Lend FAQ

Frequently Asked Questions - Lending

How is the Supply APY Calculated?

The Supply APY (Annual Percentage Yield) of an asset on Moonwell consists of two components: Base APY and Rewards.

Base APY

The Base APY represents the automatically compounding interest rate earned by lenders for supplying assets on Moonwell. It is calculated based on fees paid by borrowers.

Here are the key points to understand about Base APY:

  1. Auto-compounding: The Base APY is automatically compounded back into the underlying smart contract of the supplied asset. No manual claiming is required.

  2. Asset-specific Rewards: The Base APY is distributed in the same token that was supplied. For example, if USDC is supplied, USDC is earned.

  3. Determining Base APY:

    • Base APY is determined algorithmically based on market utilization.

    • Interest rate curves, set via Moonwell Governance. define the relationship between market utilization and Base APY.

    • Higher market utilization (more borrowing) leads to a higher Base APY, as per the interest rate curve.

    • Lower market utilization results in a lower Base APY.

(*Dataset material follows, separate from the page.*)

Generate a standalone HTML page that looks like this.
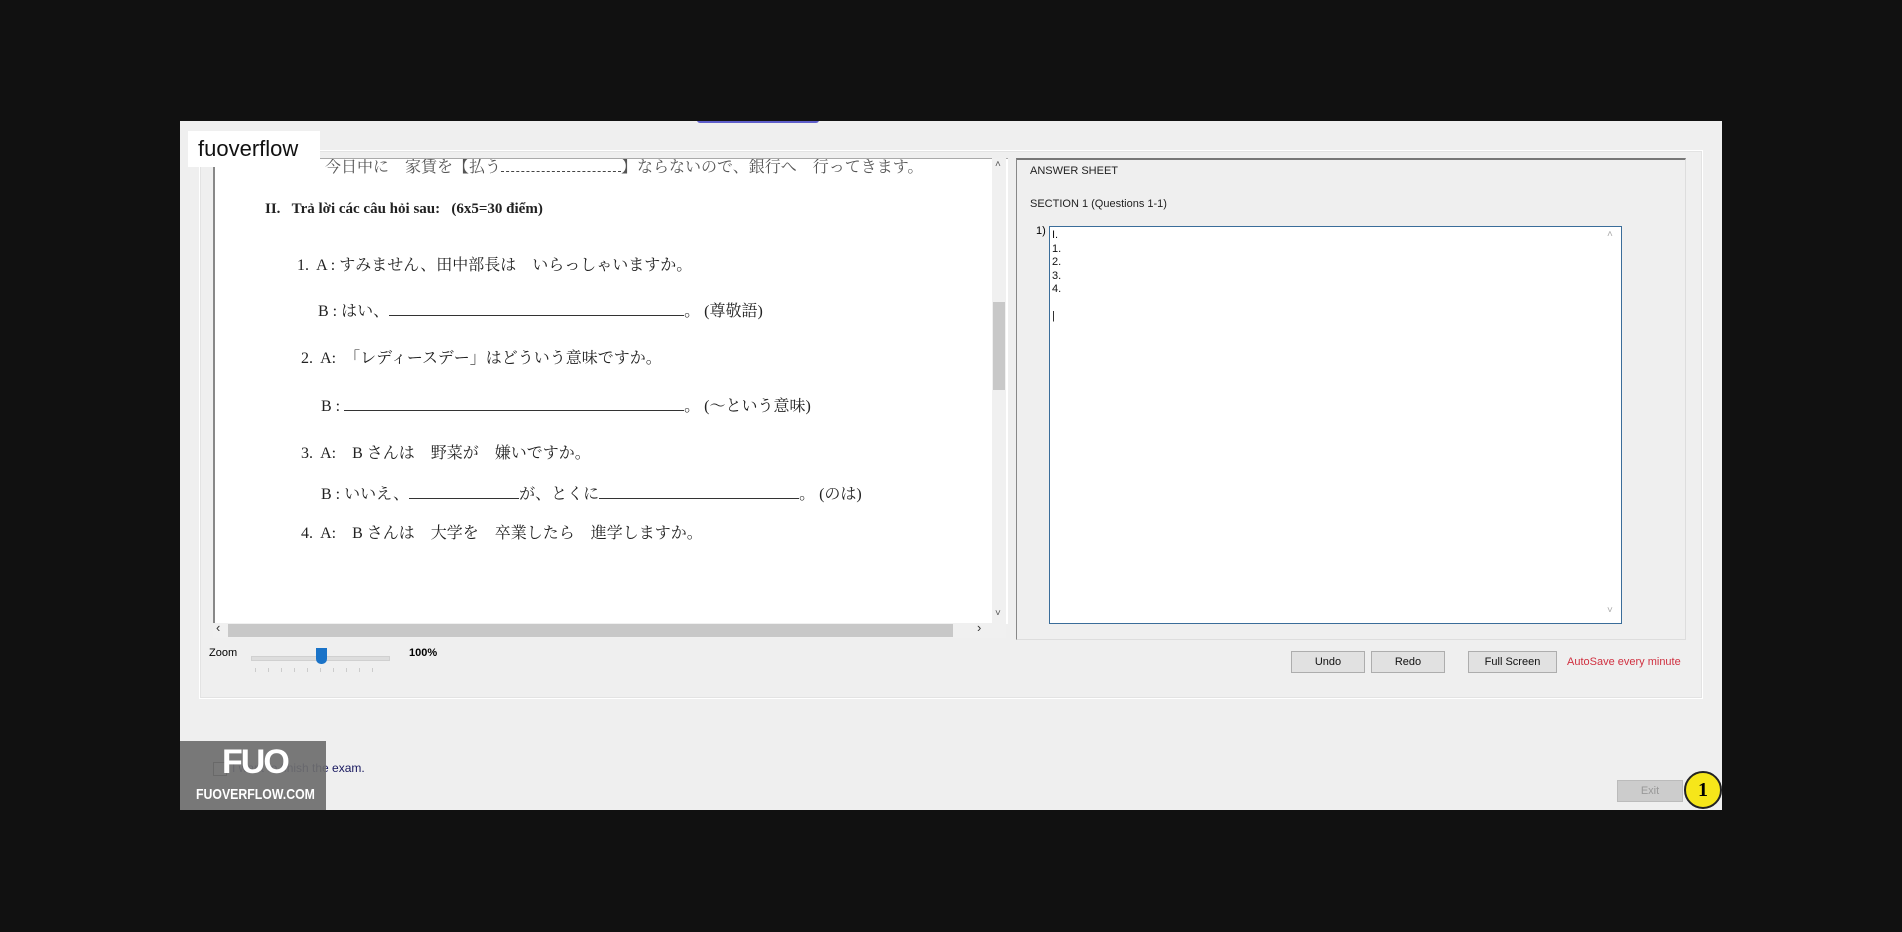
<!DOCTYPE html>
<html><head><meta charset="utf-8"><style>
body{margin:0;width:1902px;height:932px;background:#111;position:relative;overflow:hidden;font-family:"Liberation Sans","Noto Sans CJK JP",sans-serif}
.a{position:absolute}
.win{left:180px;top:121px;width:1542px;height:689px;background:#efefef;overflow:hidden}
.jp{font-family:"Liberation Serif","Noto Serif CJK SC","Noto Sans CJK JP",serif;font-size:16px;color:#222;white-space:nowrap}
.btn{background:#e1e1e1;border:1px solid #adadad;font-size:11px;text-align:center;line-height:20px;color:#111}
.u{display:inline-block;border-bottom:1px solid #333;height:14px;vertical-align:baseline}
</style></head><body>
<div class="a win">
  <div class="a" style="left:517px;top:-4px;width:122px;height:6px;background:#3a3ac0;border-radius:3px;opacity:.8"></div>
  <div class="a" style="left:19px;top:29px;width:1502px;height:547px;border:1px solid #fff;box-shadow:inset 0 0 0 1px #e3e3e3"></div>
  <div class="a" style="left:33px;top:37px;width:793px;height:465px;background:#fff;border-left:2px solid #888;border-top:1px solid #aaa;overflow:hidden">
    <div class="a jp" style="left:110px;top:-5px;color:#555">今日中に　家賃を【払う<span style="border-bottom:1px dashed #444;display:inline-block;width:120px;height:14px"></span>】ならないので、銀行へ　行ってきます。</div>
    <div class="a jp" style="left:50px;top:42px;font-weight:bold;font-size:15px">II.&nbsp;&nbsp;&nbsp;Trả lời các câu hỏi sau:&nbsp;&nbsp;&nbsp;(6x5=30 điểm)</div>
    <div class="a jp" style="left:82px;top:93px">1.&nbsp; A : すみません、田中部長は　いらっしゃいますか。</div>
    <div class="a jp" style="left:103px;top:139px">B : はい、<span class="u" style="width:295px"></span>。 (尊敬語)</div>
    <div class="a jp" style="left:86px;top:186px">2.&nbsp; A:　「レディースデー」はどういう意味ですか。</div>
    <div class="a jp" style="left:106px;top:234px">B : <span class="u" style="width:340px"></span>。 (～という意味)</div>
    <div class="a jp" style="left:86px;top:281px">3.&nbsp; A:　B さんは　野菜が　嫌いですか。</div>
    <div class="a jp" style="left:106px;top:322px">B : いいえ、<span class="u" style="width:110px"></span>が、とくに<span class="u" style="width:200px"></span>。 (のは)</div>
    <div class="a jp" style="left:86px;top:361px">4.&nbsp; A:　B さんは　大学を　卒業したら　進学しますか。</div>
  </div>
  <div class="a" style="left:812px;top:37px;width:14px;height:465px;background:#f0f0f0"></div>
  <div class="a" style="left:813px;top:181px;width:12px;height:88px;background:#c8c8c8"></div>
  <div class="a" style="left:815px;top:38px;font-size:10px;color:#555">˄</div>
  <div class="a" style="left:815px;top:487px;font-size:10px;color:#555">˅</div>
  <div class="a" style="left:33px;top:502px;width:793px;height:15px;background:#f0f0f0"></div>
  <div class="a" style="left:48px;top:503px;width:725px;height:13px;background:#c8c8c8"></div>
  <div class="a" style="left:36px;top:499px;font-size:13px;color:#333">‹</div>
  <div class="a" style="left:797px;top:499px;font-size:13px;color:#333">›</div>
  <div class="a" style="left:29px;top:526px;font-size:11px">Zoom</div>
  <div class="a" style="left:71px;top:535px;width:137px;height:3px;background:#ddd;border:1px solid #d0d0d0"></div>
  <div class="a" style="left:136px;top:527px;width:11px;height:16px;background:#1a73c8;border-radius:0 0 5px 5px"></div>
  <div class="a" style="left:75px;top:547px;width:130px;height:4px;background:repeating-linear-gradient(90deg,#ccc 0 1px,transparent 1px 13px)"></div>
  <div class="a" style="left:229px;top:526px;font-size:11px;font-weight:bold">100%</div>
  <div class="a" style="left:836px;top:37px;width:668px;height:479px;border:1px solid #ddd;border-top:2px solid #777;border-left:1px solid #888"></div>
  <div class="a" style="left:850px;top:44px;font-size:11px;color:#222">ANSWER SHEET</div>
  <div class="a" style="left:850px;top:77px;font-size:11px;color:#222">SECTION 1 (Questions 1-1)</div>
  <div class="a" style="left:856px;top:104px;font-size:11px">1)</div>
  <div class="a" style="left:869px;top:105px;width:571px;height:396px;background:#fff;border:1px solid #3a6d9a"></div>
  <div class="a" style="left:872px;top:108px;font-size:11px;line-height:13.5px;color:#111">I.<br>1.<br>2.<br>3.<br>4.<br><br>|</div>
  <div class="a" style="left:1427px;top:108px;font-size:10px;color:#aaa">˄</div>
  <div class="a" style="left:1427px;top:484px;font-size:10px;color:#aaa">˅</div>
  <div class="a btn" style="left:1111px;top:530px;width:72px">Undo</div>
  <div class="a btn" style="left:1191px;top:530px;width:72px">Redo</div>
  <div class="a btn" style="left:1288px;top:530px;width:87px">Full Screen</div>
  <div class="a" style="left:1387px;top:535px;font-size:11px;color:#d03040">AutoSave every minute</div>
  <div class="a" style="left:33px;top:641px;width:12px;height:12px;border:1px solid #333;background:#fff"></div>
  <div class="a" style="left:52px;top:640px;font-size:12px;color:#1a1a60">I want to finish the exam.</div>
  <div class="a" style="left:0;top:620px;width:146px;height:69px;background:rgba(110,110,110,.92)"></div>
  <div class="a" style="left:42px;top:622px;font-size:34px;font-weight:bold;color:#fff;letter-spacing:-2px">FUO</div>
  <div class="a" style="left:16px;top:665px;font-size:15px;font-weight:bold;color:#fff;transform:scaleX(.82);transform-origin:left">FUOVERFLOW.COM</div>
  <div class="a" style="left:1437px;top:659px;width:64px;height:20px;background:#ccc;border:1px solid #bbb;font-size:11px;color:#999;text-align:center;line-height:20px">Exit</div>
  <div class="a" style="left:1504px;top:650px;width:34px;height:34px;border-radius:50%;background:#f6e61a;border:2px solid #222;text-align:center;line-height:34px;font-weight:bold;font-size:20px;font-family:'Liberation Serif',serif">1</div>
</div>
<div class="a" style="left:188px;top:131px;width:132px;height:36px;background:#fff;font-size:22px;line-height:36px;padding-left:10px;box-sizing:border-box;color:#111">fuoverflow</div>
</body></html>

  4. Monitoring: Users can track Base APY earnings over time by checking the supplied value of the respective asset.


Rewards are additional incentives that need to be manually claimed by the user.

Key Aspects:

  1. Manual Claiming: Rewards must be manually claimed via the "Lend" or "Portfolio" pages.

  2. APR (Annual Percentage Rate): Rewards are in APR and do not compound.

  3. Sources: Rewards can be sourced from various providers or grants. For example, if USDC is supplied, users are able to earn both WELL and USDC token rewards.

Market Utilization and Liquidity

Market utilization is a metric that tracks the percentage of borrowed funds relative to the total supply of assets in a specific market.

  • Utilization above 100% indicates the total borrow amount has surpassed the total supply (including accrued interest).

  • When utilization approaches 100%, withdrawing assets may be difficult due to liquidity shortages.

To ensure successful withdrawals, users should:

  1. Monitor Market Liquidity: Check the market liquidity information provided for each market.

  1. Timing: Plan withdrawals during periods of higher liquidity.

  2. Transaction Monitoring: Monitor transaction logs on block explorers such as Basescan (Base), Moonscan (Moonbeam) and Moonscan (Moonriver) for any failure messages indicating unsuccessful withdrawals due to insufficient liquidity. If a user attempts to withdraw more liquidity than is currently available, the withdrawal will fail.

Monitoring market utilization and liquidity is essential for making well-informed decisions and ensuring successful withdrawals.